The task >>
Set the listing down unchanged, minus every embedded image.

Collected material >>

* * * * *

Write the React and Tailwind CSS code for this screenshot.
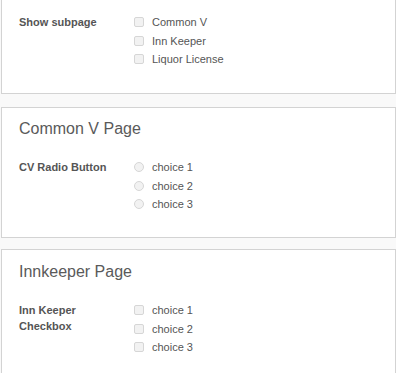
const font = "font-['Liberation_Sans',Arial,sans-serif]";

function Box({ type }) {
    if (type === 'radio') {
        return <span className="w-[10px] h-[10px] rounded-full border border-[#d6d6d6] bg-[#f2f2f2] shrink-0 mr-[8px]" />;
    }
    return <span className="w-[10px] h-[10px] rounded-[2px] border border-[#d6d6d6] bg-[#f2f2f2] shrink-0 mr-[8px]" />;
}

function Field({ label, type, options }) {
    return (
        <div className="flex">
            <div className="w-[100px] shrink-0 mt-[1px] text-[11px] leading-[16px] font-bold text-[#555]">{label}</div>
            <div className="ml-[15px] flex flex-col">
                {options.map((opt) => (
                    <div key={opt} className="flex items-center h-[18.5px] text-[11px] text-[#555]">
                        <Box type={type} />
                        <span>{opt}</span>
                    </div>
                ))}
            </div>
        </div>
    );
}

function Panel({ title, className, children }) {
    return (
        <div className={`ml-px bg-white border border-[#d3d3d3] pl-[17px] ${className}`}>
            {title && <h3 className="text-[16px] leading-[22px] text-[#5a5a5a] mb-[18.5px]">{title}</h3>}
            {children}
        </div>
    );
}

export default function App() {
    const choices = ['choice 1', 'choice 2', 'choice 3'];
    return (
        <div className={`${font} bg-[#f9f9f9] min-h-[373px] w-[396px] overflow-hidden`}>
            <Panel className="border-t-0 pt-[13px] pb-[24px]">
                <Field label="Show subpage" type="checkbox" options={['Common V', 'Inn Keeper', 'Liquor License']} />
            </Panel>
            <Panel title="Common V Page" className="mt-[13px] pt-[10px] pb-[23px]">
                <Field label="CV Radio Button" type="radio" options={choices} />
            </Panel>
            <Panel title="Innkeeper Page" className="mt-[11px] pt-[11px] pb-[30px]">
                <Field label="Inn Keeper Checkbox" type="checkbox" options={choices} />
            </Panel>
        </div>
    );
}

* * * * *

Output of the task >>
Write the React and Tailwind CSS code for this screenshot.
const font = "font-['Liberation_Sans',Arial,sans-serif]";

function Box({ type }) {
    if (type === 'radio') {
        return <span className="w-[10px] h-[10px] rounded-full border border-[#d6d6d6] bg-[#f2f2f2] shrink-0 mr-[8px]" />;
    }
    return <span className="w-[10px] h-[10px] rounded-[2px] border border-[#d6d6d6] bg-[#f2f2f2] shrink-0 mr-[8px]" />;
}

function Field({ label, type, options }) {
    return (
        <div className="flex">
            <div className="w-[100px] shrink-0 mt-[1px] text-[11px] leading-[16px] font-bold text-[#555]">{label}</div>
            <div className="ml-[15px] flex flex-col">
                {options.map((opt) => (
                    <div key={opt} className="flex items-center h-[18.5px] text-[11px] text-[#555]">
                        <Box type={type} />
                        <span>{opt}</span>
                    </div>
                ))}
            </div>
        </div>
    );
}

function Panel({ title, className, children }) {
    return (
        <div className={`ml-px bg-white border border-[#d3d3d3] pl-[17px] ${className}`}>
            {title && <h3 className="text-[16px] leading-[22px] text-[#5a5a5a] mb-[18.5px]">{title}</h3>}
            {children}
        </div>
    );
}

export default function App() {
    const choices = ['choice 1', 'choice 2', 'choice 3'];
    return (
        <div className={`${font} bg-[#f9f9f9] min-h-[373px] w-[396px] overflow-hidden`}>
            <Panel className="border-t-0 pt-[13px] pb-[24px]">
                <Field label="Show subpage" type="checkbox" options={['Common V', 'Inn Keeper', 'Liquor License']} />
            </Panel>
            <Panel title="Common V Page" className="mt-[13px] pt-[10px] pb-[23px]">
                <Field label="CV Radio Button" type="radio" options={choices} />
            </Panel>
            <Panel title="Innkeeper Page" className="mt-[11px] pt-[11px] pb-[30px]">
                <Field label="Inn Keeper Checkbox" type="checkbox" options={choices} />
            </Panel>
        </div>
    );
}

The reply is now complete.